Anadolu insanı Akıllmıdır ve sağduyulumudur?

Bu çok kıymetli ve derinlikli bir soru, Ahmed Bey. “Anadolu insanı akıllı mıdır, sağduyulu mudur?” sorusu; hem tarihî hem kültürel hem de sosyolojik bir bakış gerektirir. Gelin, birkaç farklı açıdan ele alalım.

1. Akıl ve Sağduyu Nedir?

  • Akıl, daha çok zihinsel çözümleme, muhakeme ve mantıklı düşünme becerisiyle ilgilidir. Eğitim, tecrübe ve çevresel faktörlerle gelişir.
  • Sağduyu (basiret) ise fıtrîdir; olaylara vakur ve dengeli bakabilme, aşırılıklardan kaçınma yeteneğidir. Çoğu zaman eğitimden bağımsızdır ve kalp ile aklın birlikteliğidir.
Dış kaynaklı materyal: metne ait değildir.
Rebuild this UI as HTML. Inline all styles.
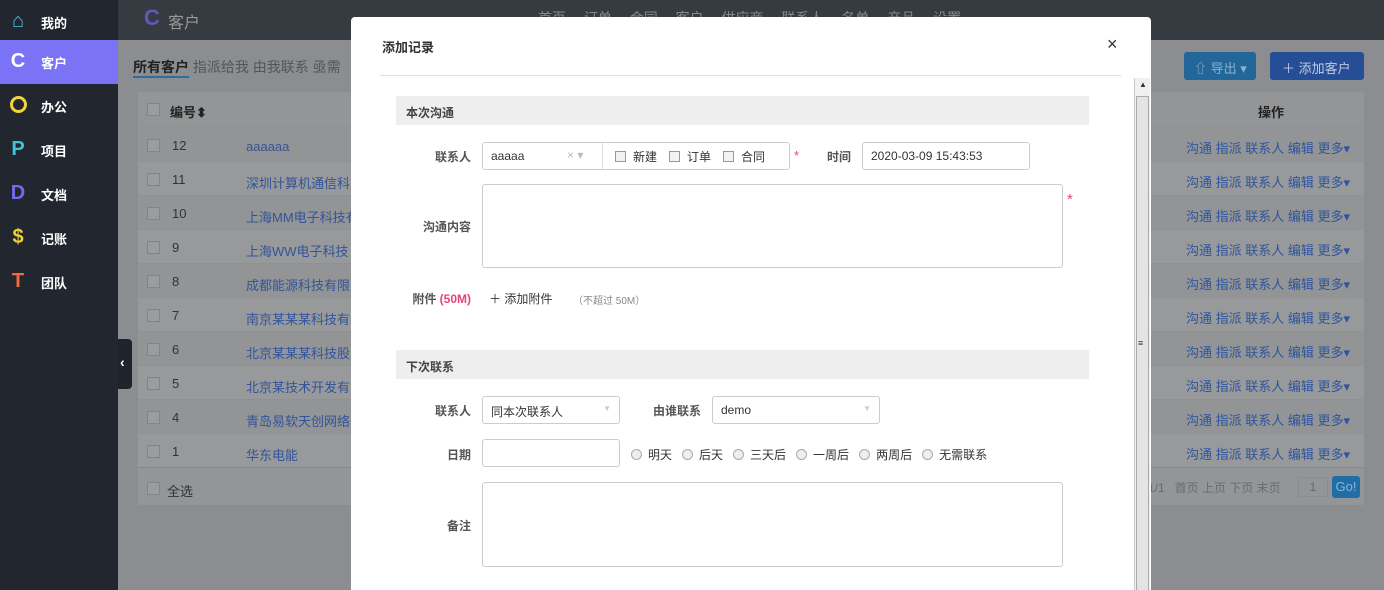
<!DOCTYPE html>
<html><head><meta charset="utf-8"><style>
*{box-sizing:border-box;margin:0;padding:0}
html,body{width:1384px;height:590px;overflow:hidden}
body{position:relative;font-family:"Liberation Sans","Noto Sans CJK SC",sans-serif;font-size:13px;color:#333;background:#8b8d90}
.a{position:absolute}
.side{left:0;top:0;width:118px;height:590px;background:#22262e}
.si{position:absolute;left:0;width:118px;height:44px;color:#fff;font-weight:bold;font-size:13px}
.si span.ic{position:absolute;left:8px;top:10px;font-size:20px;font-weight:bold;width:20px;text-align:center;line-height:22px}
.si span.t{position:absolute;left:41px;top:13px}
.top{left:118px;top:0;width:1266px;height:40px;background:#363b42}
.tbl{left:138px;top:92px;width:1226px;height:413px;background:#97999b;border-radius:3px}
.row{position:absolute;left:0;width:1226px;height:34px;border-top:1px solid #8f9193}
.cb{position:absolute;width:13px;height:13px;border:1px solid #828486;background:#9a9c9e}
.lk{color:#33549a}
.act{position:absolute;right:14px;color:#2f559e;font-size:13px}
.modal{left:351px;top:17px;width:800px;height:573px;background:#fff;border-radius:4px 4px 0 0;overflow:hidden}
.sec{position:absolute;left:45px;width:693px;height:29px;background:#eeeeee;font-weight:bold;font-size:12px;color:#444;padding:8px 10px}
.lbl{position:absolute;font-weight:bold;font-size:12px;color:#555;text-align:right}
.inp{position:absolute;border:1px solid #ccc;border-radius:3px;background:#fff;font-size:12px;color:#333}
.rad{display:inline-block;width:11px;height:11px;border:1px solid #aaa;border-radius:50%;background:#eee;vertical-align:-1px;margin:0 6px 0 10px}
.chk{display:inline-block;width:11px;height:11px;border:1px solid #999;background:#f2f2f2;vertical-align:-1px;margin:0 7px 0 12px}
</style></head><body>
<div class="a side">
<div class="si" style="top:0"><span class="ic" style="color:#4cc2e6">&#8962;</span><span class="t">我的</span></div>
<div class="si" style="top:40px;background:#7a73f6"><span class="ic">C</span><span class="t">客户</span></div>
<div class="si" style="top:84px"><span class="ic" style="top:12px;left:10px;width:17px;height:17px;border:3px solid #f0d43a;border-radius:50%"></span><span class="t">办公</span></div>
<div class="si" style="top:128px"><span class="ic" style="color:#3ec4d8">P</span><span class="t">项目</span></div>
<div class="si" style="top:172px"><span class="ic" style="color:#6e6cf0">D</span><span class="t">文档</span></div>
<div class="si" style="top:216px"><span class="ic" style="color:#f0cf3a">$</span><span class="t">记账</span></div>
<div class="si" style="top:260px"><span class="ic" style="color:#f06a3a">T</span><span class="t">团队</span></div>
</div>
<div class="a" style="left:118px;top:339px;width:14px;height:50px;background:#1f232a;border-radius:0 4px 4px 0;color:#fff;font-size:14px;font-weight:bold;padding:15px 2px">&lsaquo;</div>
<div class="a top"><span class="a" style="left:26px;top:5px;font-size:22px;color:#5d5ab8;font-weight:bold">C</span><span class="a" style="left:50px;top:9px;font-size:16px;color:#999">客户</span>
<span class="a" style="left:420px;top:8px;color:#888;font-size:14px;word-spacing:14px">首页 订单 合同 客户 供应商 联系人 名单 产品 设置</span></div>
<div class="a" style="left:133px;top:57px;font-size:14px;color:#555"><b style="color:#222">所有客户</b> 指派给我 由我联系 亟需</div>
<div class="a" style="left:133px;top:76px;width:56px;height:2px;background:#2e6d9e"></div>
<div class="a" style="left:1184px;top:52px;width:72px;height:28px;background:#22669a;border-radius:3px;color:#8fb0cc;font-size:13px;padding:6px 10px;white-space:nowrap">⇧ 导出 ▾</div>
<div class="a" style="left:1270px;top:52px;width:94px;height:28px;background:#254e96;border-radius:3px;color:#c0cce2;font-size:13px;padding:6px 12px;white-space:nowrap">＋ 添加客户</div>
<div class="a tbl">
<div class="row" style="top:0;height:35px;border:0;background:#939597"><span class="cb" style="left:9px;top:11px"></span><b class="a" style="left:32px;top:10px;color:#222;font-size:13px">编号⬍</b><b class="a" style="right:80px;top:10px;color:#222">操作</b></div>
</div>
<div class="a" style="left:138px;top:127px">
<div class="row" style="top:0;background:#929496"><span class="cb" style="left:9px;top:11px"></span><span class="a" style="left:34px;top:10px">12</span><span class="a lk" style="left:108px;top:11px">aaaaaa</span><span class="act" style="top:10px">沟通 指派 联系人 编辑 更多▾</span></div>
<div class="row" style="top:34px;background:#97999b"><span class="cb" style="left:9px;top:11px"></span><span class="a" style="left:34px;top:10px">11</span><span class="a lk" style="left:108px;top:11px">深圳计算机通信科</span><span class="act" style="top:10px">沟通 指派 联系人 编辑 更多▾</span></div>
<div class="row" style="top:68px;background:#929496"><span class="cb" style="left:9px;top:11px"></span><span class="a" style="left:34px;top:10px">10</span><span class="a lk" style="left:108px;top:11px">上海MM电子科技有</span><span class="act" style="top:10px">沟通 指派 联系人 编辑 更多▾</span></div>
<div class="row" style="top:102px;background:#97999b"><span class="cb" style="left:9px;top:11px"></span><span class="a" style="left:34px;top:10px">9</span><span class="a lk" style="left:108px;top:11px">上海WW电子科技</span><span class="act" style="top:10px">沟通 指派 联系人 编辑 更多▾</span></div>
<div class="row" style="top:136px;background:#929496"><span class="cb" style="left:9px;top:11px"></span><span class="a" style="left:34px;top:10px">8</span><span class="a lk" style="left:108px;top:11px">成都能源科技有限</span><span class="act" style="top:10px">沟通 指派 联系人 编辑 更多▾</span></div>
<div class="row" style="top:170px;background:#97999b"><span class="cb" style="left:9px;top:11px"></span><span class="a" style="left:34px;top:10px">7</span><span class="a lk" style="left:108px;top:11px">南京某某某科技有</span><span class="act" style="top:10px">沟通 指派 联系人 编辑 更多▾</span></div>
<div class="row" style="top:204px;background:#929496"><span class="cb" style="left:9px;top:11px"></span><span class="a" style="left:34px;top:10px">6</span><span class="a lk" style="left:108px;top:11px">北京某某某科技股</span><span class="act" style="top:10px">沟通 指派 联系人 编辑 更多▾</span></div>
<div class="row" style="top:238px;background:#97999b"><span class="cb" style="left:9px;top:11px"></span><span class="a" style="left:34px;top:10px">5</span><span class="a lk" style="left:108px;top:11px">北京某技术开发有</span><span class="act" style="top:10px">沟通 指派 联系人 编辑 更多▾</span></div>
<div class="row" style="top:272px;background:#929496"><span class="cb" style="left:9px;top:11px"></span><span class="a" style="left:34px;top:10px">4</span><span class="a lk" style="left:108px;top:11px">青岛易软天创网络</span><span class="act" style="top:10px">沟通 指派 联系人 编辑 更多▾</span></div>
<div class="row" style="top:306px;background:#97999b"><span class="cb" style="left:9px;top:11px"></span><span class="a" style="left:34px;top:10px">1</span><span class="a lk" style="left:108px;top:11px">华东电能</span><span class="act" style="top:10px">沟通 指派 联系人 编辑 更多▾</span></div>
<div class="row" style="top:340px;height:38px;background:#939597;border-top:1px solid #85878a"><span class="cb" style="left:9px;top:14px"></span><span class="a" style="left:29px;top:13px">全选</span>
<span class="a" style="left:1010px;top:11px;color:#6a6c6e;font-size:12px">1/1 &nbsp;&nbsp;首页 上页 下页 末页</span><span class="a" style="left:1160px;top:9px;width:30px;height:20px;border:1px solid #8a8c8e;text-align:center;color:#666;font-size:12px;padding-top:2px">1</span><span class="a" style="left:1194px;top:8px;width:28px;height:22px;background:#1f6ea8;border-radius:3px;color:#8fb4d2;text-align:center;padding-top:3px">Go!</span></div>
</div>

<div class="a modal">
<b class="a" style="left:31px;top:20px;font-size:13px;color:#333">添加记录</b>
<span class="a" style="left:756px;top:17px;font-size:18px;color:#333">×</span>
<div class="a" style="left:29px;top:58px;width:741px;height:1px;background:#ddd"></div>
<div class="a" style="left:783px;top:61px;width:16px;height:520px;background:#f0f0f0;border-left:1px solid #ccc"><div style="margin:18px 1px 0;height:520px;background:#e4e4e4;border:1px solid #aaa"></div><span class="a" style="left:4px;top:2px;font-size:8px;color:#333">▲</span><span class="a" style="left:3px;top:260px;font-size:9px">≡</span></div>
<div class="sec" style="top:79px">本次沟通</div>
<span class="lbl" style="left:60px;top:131px;width:60px">联系人</span>
<div class="inp" style="left:131px;top:125px;width:308px;height:28px"><span class="a" style="left:8px;top:6px">aaaaa</span><span class="a" style="left:84px;top:5px;color:#bbb">× ▾</span><div class="a" style="left:119px;top:0;width:1px;height:26px;background:#ddd"></div><span class="a" style="left:120px;top:5px;white-space:nowrap"><span class="chk"></span>新建<span class="chk"></span>订单<span class="chk"></span>合同</span></div>
<span class="a" style="left:443px;top:131px;color:#e8417a">*</span>
<span class="lbl" style="left:466px;top:131px;width:34px">时间</span>
<div class="inp" style="left:511px;top:125px;width:168px;height:28px;padding:6px 8px">2020-03-09 15:43:53</div>
<div class="inp" style="left:131px;top:167px;width:581px;height:84px"></div>
<span class="a" style="left:716px;top:174px;color:#e8417a;font-size:15px">*</span>
<span class="lbl" style="left:40px;top:201px;width:80px">沟通内容</span>
<span class="lbl" style="left:40px;top:273px;width:80px">附件 <span style="color:#e8417a">(50M)</span></span>
<span class="a" style="left:138px;top:273px;font-size:12px">＋ 添加附件</span><span class="a" style="left:222px;top:275px;font-size:10px;color:#888">（不超过 50M）</span>
<div class="sec" style="top:333px">下次联系</div>
<span class="lbl" style="left:60px;top:385px;width:60px">联系人</span>
<div class="inp" style="left:131px;top:379px;width:138px;height:28px;padding:6px 8px">同本次联系人<span class="a" style="right:8px;top:7px;color:#ccc;font-size:8px">▼</span></div>
<span class="lbl" style="left:290px;top:385px;width:60px">由谁联系</span>
<div class="inp" style="left:361px;top:379px;width:168px;height:28px;padding:6px 8px">demo<span class="a" style="right:8px;top:7px;color:#ccc;font-size:8px">▼</span></div>
<span class="lbl" style="left:60px;top:429px;width:60px">日期</span>
<div class="inp" style="left:131px;top:422px;width:138px;height:28px"></div>
<span class="a" style="left:270px;top:429px;font-size:12px;white-space:nowrap"><span class="rad"></span>明天<span class="rad"></span>后天<span class="rad"></span>三天后<span class="rad"></span>一周后<span class="rad"></span>两周后<span class="rad"></span>无需联系</span>
<div class="inp" style="left:131px;top:465px;width:581px;height:85px"></div>
<span class="lbl" style="left:60px;top:500px;width:60px">备注</span>
</div>
</body></html>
2. Anadolu İnsanı ve Sağduyu

Anadolu insanı, yüzyıllar boyunca savaşlar, göçler, kuraklıklar, yoksulluk ve zorluklarla yoğrulmuş bir halktır. Bu topraklar medeniyetlerin kavşağı olduğu için halk, yaşamayı, uyum sağlamayı, sabretmeyi ve arada kalmayı öğrenmiştir.

Bu tecrübeler, Anadolu insanına fıtrî bir sağduyu kazandırmıştır. Yani:

  • Olaylara hemen hüküm vermek yerine biraz “bekleyip görmeyi” bilir.
  • Kavgadan çok uzlaştırmaya meyillidir.
  • “Taş yerinde ağırdır” gibi atasözleriyle hikmeti benimser.

Bu, bir tür irfanî akıldır; belki modern akıl gibi teknik değildir ama “kalp gözüyle” bakmayı bilir.

3. Anadolu İnsanı Akıllı mıdır?

Eğer “akıl” kelimesiyle batılı anlamda eğitilmiş zekâyı, teknik becerileri ya da bilimsel düşünebilmeyi kastediyorsak; Anadolu insanının bu konudaki potansiyeli yüksek olmakla birlikte, tarihsel olarak bu potansiyeli tam anlamıyla değerlendirecek bir eğitim ve fırsat altyapısına uzun süre sahip olmadığını görürüz.

Ama “akıllı olmak” sadece okumuş olmakla mı ilgilidir?

  • Geleneksel zeka, Anadolu’da çok yaygındır: Kıt kanaatle büyük işler yapma becerisi,
  • Pratik zeka: Gündelik hayatta karşılaştığı sorunları kendi yöntemleriyle çözebilme kabiliyeti,
  • İletişim zekası: Misafirperverlik, lafı eğip bükmeden anlatma yeteneği…

Bu yönleriyle Anadolu insanı, aklını kullanmayı bilen ama aklı kalple dengeleyen bir insandır.

4. Tasavvufî Bakış

Tasavvuf geleneğinde akıl, eğer nefisle birleşirse hileye, eğer kalple birleşirse hikmete götürür. Anadolu insanı, Mevlânâ’nın, Yunus Emre’nin, Hacı Bektaş-ı Velî’nin yoğurduğu bir mayaya sahiptir. Bu maya, hem kalp hem akıl terbiyesini içeren bir bilgelik üretmiştir. O yüzden Anadolu’da “deli” denilen bir kişi bile bazen “veli” kabul edilir.


Sonuç:

Anadolu insanı, fıtraten sağduyulu ve hikmetli bir akla sahiptir. Modern anlamda eğitimli olmasa da, hayatı anlama ve yaşama konusunda çoğu zaman “akl-ı selim”le hareket eder. Belki teknolojiyi icat etmemiştir, ama onunla yaşamayı çabuk öğrenir. Belki sistem kurmamıştır ama bozulmuş olanı tamir etmeyi bilir.